Another scenario was played during Lebanon’s election. During the early May parliamentary election, Saudi Arabia provided the Riyadh-aligned March 14 Alliance with $200 million in campaigning aids, in opposition to Hezbollah and its allies. But the Saudi cash failed to by Lebanese peoples' vote. Hezbollah and its allies managed to win 74 of 128 seats, the first in the history of the country’s parliamentary vote. Amid Hezbollah win, the Saudis found themselves the losers of Lebanon’s home game. This, however, does not mean they stop their destabilizing attempts. Their latest effort is to handicap the government formation process in a bid to block a government in which Hezbollah takes a central role.

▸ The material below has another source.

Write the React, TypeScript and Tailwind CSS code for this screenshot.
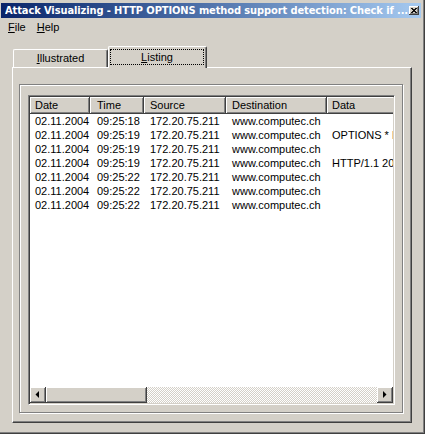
import React from 'react';

const rows = [
  { date: '02.11.2004', time: '09:25:18', source: '172.20.75.211', dest: 'www.computec.ch', data: '' },
  { date: '02.11.2004', time: '09:25:19', source: '172.20.75.211', dest: 'www.computec.ch', data: 'OPTIONS * HTTP/1.1' },
  { date: '02.11.2004', time: '09:25:19', source: '172.20.75.211', dest: 'www.computec.ch', data: '' },
  { date: '02.11.2004', time: '09:25:19', source: '172.20.75.211', dest: 'www.computec.ch', data: 'HTTP/1.1 200 OK' },
  { date: '02.11.2004', time: '09:25:22', source: '172.20.75.211', dest: 'www.computec.ch', data: '' },
  { date: '02.11.2004', time: '09:25:22', source: '172.20.75.211', dest: 'www.computec.ch', data: '' },
  { date: '02.11.2004', time: '09:25:22', source: '172.20.75.211', dest: 'www.computec.ch', data: '' },
];

const columns = [
  { label: 'Date', width: 'w-[60px]', pad: 'pl-[5px]' },
  { label: 'Time', width: 'w-[54px]', pad: 'pl-[7px]' },
  { label: 'Source', width: 'w-[82px]', pad: 'pl-[6px]' },
  { label: 'Destination', width: 'w-[101px]', pad: 'pl-[6px]' },
  { label: 'Data', width: 'w-[100px]', pad: 'pl-[5px]' },
];

const raised = 'bg-[#d4d0c8] shadow-[inset_-1px_-1px_#404040,inset_1px_1px_#ffffff,inset_-2px_-2px_#808080]';

function Arrow({ dir }: { dir: 'left' | 'right' }) {
  return (
    <svg width="16" height="16" viewBox="0 0 16 16">
      {dir === 'left' ? <polygon points="9,4 9,11 5.5,7.5" fill="#000" /> : <polygon points="6,4 6,11 9.5,7.5" fill="#000" />}
    </svg>
  );
}

export default function App() {
  return (
    <div className="w-[425px] h-[434px] bg-[#d4d0c8] flex flex-col pt-[3px] pl-[1px] pr-[4px] pb-[2px] shadow-[inset_-1px_-1px_#404040,inset_-2px_-2px_#808080] font-['Liberation_Sans',Arial,sans-serif] text-[11px] text-black select-none">
      {/* title bar */}
      <div className="h-[15px] flex items-center justify-between pl-[4px] pr-[2px] bg-linear-to-r from-[#0a246a] to-[#a6caf0]">
        <span className="text-white font-bold text-[11px] leading-none whitespace-nowrap overflow-hidden font-['DejaVu_Sans_Condensed','DejaVu_Sans',sans-serif] tracking-[-0.1px]">
          Attack Visualizing - HTTP OPTIONS method support detection: Check if ...
        </span>
        <div className={`w-[10px] h-[9px] shrink-0 flex items-center justify-center ${raised}`}>
          <svg width="6" height="5" viewBox="0 0 6 5">
            <path d="M0 0L5 5M1 0L6 5M5 0L0 5M6 0L1 5" stroke="#000" strokeWidth="0.9" />
          </svg>
        </div>
      </div>

      {/* menu */}
      <div className="h-[19px] flex items-center pl-[7px]">
        <span><span className="underline">F</span>ile</span>
        <span className="ml-[11px]"><span className="underline">H</span>elp</span>
      </div>

      {/* tabs */}
      <div className="flex flex-col flex-1 ml-[11px] mr-[9px] mt-[9px] mb-[9px]">
        <div className="flex items-end h-[21px] pl-[1px]">
          <div className="w-[95px] h-[18px] flex items-center justify-center border-l border-t border-white border-r border-r-[#404040] rounded-tl-[2px] rounded-tr-[2px] shadow-[inset_-1px_0_#808080]">
            <span><span className="underline">I</span>llustrated</span>
          </div>
          <div className="relative z-10 w-[99px] h-[22px] -mb-px bg-[#d4d0c8] flex border-l border-t border-white border-r border-r-[#404040] rounded-tl-[2px] rounded-tr-[2px] shadow-[inset_-1px_0_#808080] pt-[2px] pl-px pr-[2px] pb-[3px]">
            <div className="flex-1 flex items-center justify-center border border-dotted border-black">
              <span><span className="underline">L</span>isting</span>
            </div>
          </div>
        </div>

        {/* tab page */}
        <div className="flex-1 flex flex-col border border-white border-r-[#404040] border-b-[#404040] shadow-[inset_-1px_-1px_#808080] pt-[16px] pl-[6px] pr-[8px] pb-[9px]">
          <div className="flex-1 flex flex-col border border-[#808080] shadow-[inset_1px_1px_#ffffff,1px_1px_#ffffff] pt-[10px] pl-[8px] pr-[7px] pb-[7px]">
            {/* list view */}
            <div className="flex-1 flex flex-col bg-white border border-t-[#808080] border-l-[#808080] border-r-white border-b-white shadow-[inset_1px_1px_#404040,inset_-1px_-1px_#d4d0c8] p-px overflow-hidden">
              <div className="flex-1 flex flex-col overflow-hidden">
                <div className="flex h-[17px] shrink-0">
                  {columns.map((c) => (
                    <div key={c.label} className={`${c.width} ${c.pad} shrink-0 flex items-center ${raised}`}>
                      {c.label}
                    </div>
                  ))}
                </div>
                <div className="flex-1">
                  {rows.map((r, i) => (
                    <div key={i} className="flex h-[14px] items-center whitespace-nowrap">
                      <div className={`${columns[0].width} ${columns[0].pad} shrink-0 overflow-hidden`}>{r.date}</div>
                      <div className={`${columns[1].width} ${columns[1].pad} shrink-0 overflow-hidden`}>{r.time}</div>
                      <div className={`${columns[2].width} ${columns[2].pad} shrink-0 overflow-hidden`}>{r.source}</div>
                      <div className={`${columns[3].width} ${columns[3].pad} shrink-0 overflow-hidden`}>{r.dest}</div>
                      <div className={`${columns[4].width} ${columns[4].pad} shrink-0 overflow-hidden`}>{r.data}</div>
                    </div>
                  ))}
                </div>
                {/* horizontal scrollbar */}
                <div className="flex h-[16px] shrink-0">
                  <div className={`w-[16px] h-[16px] ${raised}`}>
                    <Arrow dir="left" />
                  </div>
                  <div className={`w-[101px] h-[16px] ${raised}`} />
                  <div className="flex-1 bg-[repeating-conic-gradient(#d4d0c8_0_25%,#ffffff_0_50%)] bg-size-[2px_2px]" />
                  <div className={`w-[16px] h-[16px] ${raised}`}>
                    <Arrow dir="right" />
                  </div>
                </div>
              </div>
            </div>
          </div>
        </div>
      </div>
    </div>
  );
}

Syria war and Tel Aviv nightmare
Hezbollah has a huge presence in Syria, where it helps the Syrian government forces' campaign against ISIS and other terror factions fighting Damascus. Years of fighting along with the Syrian army and other allies in Syria have honed Hezbollah's combat skills. Involvement in the Syrian conflict also brought the Lebanese movement close to the Israeli borders from the Syrian side. This situation is never a good news to the Saudi and Israeli leaders. Tel Aviv asks for help from the US to deal with the situation. Last month the Americans proposed that the UN troops in Lebanon get expanded leverage and area of coverage. The US National Security Advisor John Bolton on August 9 called for the UN mission in Lebanon, United Nations Interim Force in Lebanon (UNIFIL), to have greater powers on the borders with the Israeli regime. He proposed deploying them to the Golan Heights to set up a security belt around the occupied Palestine's borders with Lebanon and Syria.
The Saudis are accomplices to this plan. They try to sow a domestic conflict in Lebanon to embroil Hezbollah in a home crisis to check its growing military and political foothold across the region. Destabilization of Lebanon is the only available way now as the Syrian government has officially asked Hezbollah to help with anti-terror combat and so the West has a difficult way to force the movement out of Syria under the excuse of illegal presence on the Syrian battlegrounds.
Saving face by undermining the Axis of Resistance
Yet another reason to drag the war to Lebanon is the last struggle to mend Riyadh's severely damaged image in the region. After 2011, the year marking Islamic awakening, Saudi Arabia received huge defeats in a multi-player, multi-fronted regional game. On the opposite side, the Iran-led Resistance camp came out victorious.
Now bin Salman wants to reshuffle the regional equations by playing a new security game to reverse the post-2011 policy defeats. For the largely inexperienced young Saudi leader, this all goes through impairment of the Resistance. But the Saudi incapability is time-exhibited. The Arab monarchy is far from holding potentials for the job.